begin
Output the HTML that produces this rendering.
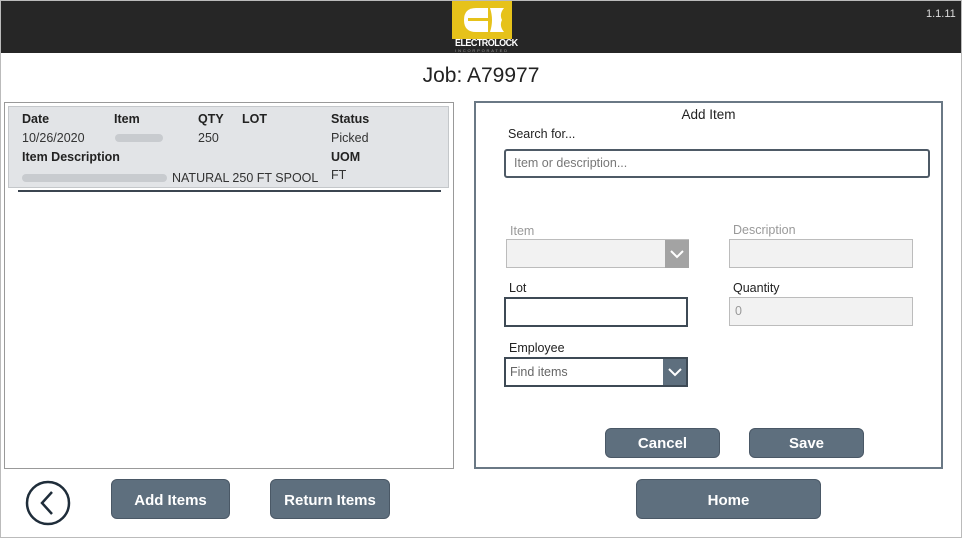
<!DOCTYPE html>
<html><head><meta charset="utf-8"><style>
*{margin:0;padding:0;box-sizing:border-box}
body{width:962px;height:538px;background:#fff;font-family:"Liberation Sans",sans-serif;position:relative;overflow:hidden;color:#222}
.abs{position:absolute}
.frame{left:0;top:0;width:962px;height:538px;border:1px solid #bbb}
.top{left:1px;top:1px;width:960px;height:52px;background:#262626}
.btn{position:absolute;background:#5e6f7e;border:1px solid #4a5866;border-radius:6px;color:#fff;font-weight:bold;font-size:15px;text-align:center}
.lbl{position:absolute;font-size:12.5px}
.inp{position:absolute;border:1px solid #bcbcbc;background:#f2f2f2}
.b{font-weight:bold;font-size:12.5px}
.t{font-size:12.5px;color:#333}
</style></head><body>
<div class="abs frame"></div>
<div class="abs top"></div>
<div class="abs" style="left:452px;top:1px;width:60px;height:38px;background:#e6c21a"></div>
<svg class="abs" style="left:452px;top:1px" width="60" height="38">
<path d="M36 7 L24 7 Q12 7 12 19 Q12 31 24 31 L36 31 Z" fill="#fff"/>
<rect x="16" y="17" width="20" height="3" fill="#e6c21a"/>
<path d="M38 7 L52 7 Q47 13 50 19 Q47 25 52 31 L38 31 Q42 19 38 7Z" fill="#fff"/>
</svg>
<div class="abs" style="left:452px;top:38px;width:60px;text-align:center;color:#fff;font-size:10px;font-weight:bold;letter-spacing:-0.6px;transform:scaleX(0.9)">ELECTROLOCK</div>
<div class="abs" style="left:452px;top:48px;width:60px;text-align:center;color:#999;font-size:4px;letter-spacing:1.8px">INCORPORATED</div>
<div class="abs" style="left:926px;top:8px;color:#ddd;font-size:11px">1.1.11</div>
<div class="abs" style="left:0;width:962px;top:64px;text-align:center;font-size:21px;color:#222">Job: A79977</div>

<div class="abs" style="left:4px;top:102px;width:450px;height:367px;border:1px solid #999"></div>
<div class="abs" style="left:8px;top:106px;width:441px;height:82px;background:#e2e4e7;border:1px solid #c4c7ca"></div>
<div class="abs b" style="left:22px;top:112px">Date</div>
<div class="abs b" style="left:114px;top:112px">Item</div>
<div class="abs b" style="left:198px;top:112px">QTY</div>
<div class="abs b" style="left:242px;top:112px">LOT</div>
<div class="abs b" style="left:331px;top:112px">Status</div>
<div class="abs t" style="left:22px;top:131px">10/26/2020</div>
<div class="abs" style="left:115px;top:134px;width:48px;height:8px;background:#c8cbcf;border-radius:4px"></div>
<div class="abs t" style="left:198px;top:131px">250</div>
<div class="abs t" style="left:331px;top:131px">Picked</div>
<div class="abs b" style="left:22px;top:150px">Item Description</div>
<div class="abs b" style="left:331px;top:150px">UOM</div>
<div class="abs" style="left:22px;top:174px;width:145px;height:8px;background:#c8cbcf;border-radius:4px"></div>
<div class="abs t" style="left:172px;top:171px">NATURAL 250 FT SPOOL</div>
<div class="abs t" style="left:331px;top:168px">FT</div>
<div class="abs" style="left:18px;top:190px;width:423px;height:2px;background:#3b4550"></div>

<div class="abs" style="left:474px;top:101px;width:469px;height:368px;border:2px solid #6a7885"></div>
<div class="abs" style="left:474px;width:469px;top:107px;text-align:center;font-size:13.5px">Add Item</div>
<div class="lbl" style="left:508px;top:127px">Search for...</div>
<div class="abs" style="left:504px;top:149px;width:426px;height:29px;border:2px solid #4e5a66;border-radius:3px;font-size:12.5px;color:#777;padding:5px 8px">Item or description...</div>

<div class="lbl" style="left:510px;top:224px;color:#999">Item</div>
<div class="inp" style="left:506px;top:239px;width:183px;height:29px"></div>
<div class="abs" style="left:665px;top:240px;width:24px;height:28px;background:#a3a3a3"></div>
<svg class="abs" style="left:669px;top:248px" width="16" height="12"><path d="M2 3 L8 9 L14 3" stroke="#fff" stroke-width="2" fill="none"/></svg>
<div class="lbl" style="left:733px;top:223px;color:#999">Description</div>
<div class="inp" style="left:729px;top:239px;width:184px;height:29px"></div>

<div class="lbl" style="left:509px;top:281px">Lot</div>
<div class="abs" style="left:504px;top:297px;width:184px;height:30px;border:2px solid #3e4a55;background:#fff"></div>
<div class="lbl" style="left:733px;top:281px">Quantity</div>
<div class="inp" style="left:729px;top:297px;width:184px;height:29px;font-size:12.5px;color:#999;padding:6px 5px">0</div>

<div class="lbl" style="left:509px;top:341px">Employee</div>
<div class="abs" style="left:504px;top:357px;width:184px;height:30px;border:2px solid #3e4a55;background:#fff;font-size:12.5px;color:#666;padding:6px 4px">Find items</div>
<div class="abs" style="left:663px;top:359px;width:23px;height:26px;background:#5e6f7e"></div>
<svg class="abs" style="left:667px;top:366px" width="16" height="12"><path d="M2 3 L8 9 L14 3" stroke="#fff" stroke-width="2" fill="none"/></svg>

<div class="btn" style="left:605px;top:428px;width:115px;height:30px;line-height:30px">Cancel</div>
<div class="btn" style="left:749px;top:428px;width:115px;height:30px;line-height:30px">Save</div>

<svg class="abs" style="left:25px;top:480px" width="46" height="46"><circle cx="23" cy="23" r="21" stroke="#1f2d3a" stroke-width="2.5" fill="none"/><path d="M27 12 L17 23 L27 34" stroke="#1f2d3a" stroke-width="2.5" fill="none"/></svg>
<div class="btn" style="left:111px;top:479px;width:119px;height:40px;line-height:41px">Add Items</div>
<div class="btn" style="left:270px;top:479px;width:120px;height:40px;line-height:41px">Return Items</div>
<div class="btn" style="left:636px;top:479px;width:185px;height:40px;line-height:41px">Home</div>
</body></html>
end
● WORK REQUIRED
Set down the complete material exactly, but do not include the images.

● ANSWER IN FULL
Output the HTML that produces this rendering.
<!DOCTYPE html>
<html><head><meta charset="utf-8"><style>
*{margin:0;padding:0;box-sizing:border-box}
body{width:962px;height:538px;background:#fff;font-family:"Liberation Sans",sans-serif;position:relative;overflow:hidden;color:#222}
.abs{position:absolute}
.frame{left:0;top:0;width:962px;height:538px;border:1px solid #bbb}
.top{left:1px;top:1px;width:960px;height:52px;background:#262626}
.btn{position:absolute;background:#5e6f7e;border:1px solid #4a5866;border-radius:6px;color:#fff;font-weight:bold;font-size:15px;text-align:center}
.lbl{position:absolute;font-size:12.5px}
.inp{position:absolute;border:1px solid #bcbcbc;background:#f2f2f2}
.b{font-weight:bold;font-size:12.5px}
.t{font-size:12.5px;color:#333}
</style></head><body>
<div class="abs frame"></div>
<div class="abs top"></div>
<div class="abs" style="left:452px;top:1px;width:60px;height:38px;background:#e6c21a"></div>
<svg class="abs" style="left:452px;top:1px" width="60" height="38">
<path d="M36 7 L24 7 Q12 7 12 19 Q12 31 24 31 L36 31 Z" fill="#fff"/>
<rect x="16" y="17" width="20" height="3" fill="#e6c21a"/>
<path d="M38 7 L52 7 Q47 13 50 19 Q47 25 52 31 L38 31 Q42 19 38 7Z" fill="#fff"/>
</svg>
<div class="abs" style="left:452px;top:38px;width:60px;text-align:center;color:#fff;font-size:10px;font-weight:bold;letter-spacing:-0.6px;transform:scaleX(0.9)">ELECTROLOCK</div>
<div class="abs" style="left:452px;top:48px;width:60px;text-align:center;color:#999;font-size:4px;letter-spacing:1.8px">INCORPORATED</div>
<div class="abs" style="left:926px;top:8px;color:#ddd;font-size:11px">1.1.11</div>
<div class="abs" style="left:0;width:962px;top:64px;text-align:center;font-size:21px;color:#222">Job: A79977</div>

<div class="abs" style="left:4px;top:102px;width:450px;height:367px;border:1px solid #999"></div>
<div class="abs" style="left:8px;top:106px;width:441px;height:82px;background:#e2e4e7;border:1px solid #c4c7ca"></div>
<div class="abs b" style="left:22px;top:112px">Date</div>
<div class="abs b" style="left:114px;top:112px">Item</div>
<div class="abs b" style="left:198px;top:112px">QTY</div>
<div class="abs b" style="left:242px;top:112px">LOT</div>
<div class="abs b" style="left:331px;top:112px">Status</div>
<div class="abs t" style="left:22px;top:131px">10/26/2020</div>
<div class="abs" style="left:115px;top:134px;width:48px;height:8px;background:#c8cbcf;border-radius:4px"></div>
<div class="abs t" style="left:198px;top:131px">250</div>
<div class="abs t" style="left:331px;top:131px">Picked</div>
<div class="abs b" style="left:22px;top:150px">Item Description</div>
<div class="abs b" style="left:331px;top:150px">UOM</div>
<div class="abs" style="left:22px;top:174px;width:145px;height:8px;background:#c8cbcf;border-radius:4px"></div>
<div class="abs t" style="left:172px;top:171px">NATURAL 250 FT SPOOL</div>
<div class="abs t" style="left:331px;top:168px">FT</div>
<div class="abs" style="left:18px;top:190px;width:423px;height:2px;background:#3b4550"></div>

<div class="abs" style="left:474px;top:101px;width:469px;height:368px;border:2px solid #6a7885"></div>
<div class="abs" style="left:474px;width:469px;top:107px;text-align:center;font-size:13.5px">Add Item</div>
<div class="lbl" style="left:508px;top:127px">Search for...</div>
<div class="abs" style="left:504px;top:149px;width:426px;height:29px;border:2px solid #4e5a66;border-radius:3px;font-size:12.5px;color:#777;padding:5px 8px">Item or description...</div>

<div class="lbl" style="left:510px;top:224px;color:#999">Item</div>
<div class="inp" style="left:506px;top:239px;width:183px;height:29px"></div>
<div class="abs" style="left:665px;top:240px;width:24px;height:28px;background:#a3a3a3"></div>
<svg class="abs" style="left:669px;top:248px" width="16" height="12"><path d="M2 3 L8 9 L14 3" stroke="#fff" stroke-width="2" fill="none"/></svg>
<div class="lbl" style="left:733px;top:223px;color:#999">Description</div>
<div class="inp" style="left:729px;top:239px;width:184px;height:29px"></div>

<div class="lbl" style="left:509px;top:281px">Lot</div>
<div class="abs" style="left:504px;top:297px;width:184px;height:30px;border:2px solid #3e4a55;background:#fff"></div>
<div class="lbl" style="left:733px;top:281px">Quantity</div>
<div class="inp" style="left:729px;top:297px;width:184px;height:29px;font-size:12.5px;color:#999;padding:6px 5px">0</div>

<div class="lbl" style="left:509px;top:341px">Employee</div>
<div class="abs" style="left:504px;top:357px;width:184px;height:30px;border:2px solid #3e4a55;background:#fff;font-size:12.5px;color:#666;padding:6px 4px">Find items</div>
<div class="abs" style="left:663px;top:359px;width:23px;height:26px;background:#5e6f7e"></div>
<svg class="abs" style="left:667px;top:366px" width="16" height="12"><path d="M2 3 L8 9 L14 3" stroke="#fff" stroke-width="2" fill="none"/></svg>

<div class="btn" style="left:605px;top:428px;width:115px;height:30px;line-height:30px">Cancel</div>
<div class="btn" style="left:749px;top:428px;width:115px;height:30px;line-height:30px">Save</div>

<svg class="abs" style="left:25px;top:480px" width="46" height="46"><circle cx="23" cy="23" r="21" stroke="#1f2d3a" stroke-width="2.5" fill="none"/><path d="M27 12 L17 23 L27 34" stroke="#1f2d3a" stroke-width="2.5" fill="none"/></svg>
<div class="btn" style="left:111px;top:479px;width:119px;height:40px;line-height:41px">Add Items</div>
<div class="btn" style="left:270px;top:479px;width:120px;height:40px;line-height:41px">Return Items</div>
<div class="btn" style="left:636px;top:479px;width:185px;height:40px;line-height:41px">Home</div>
</body></html>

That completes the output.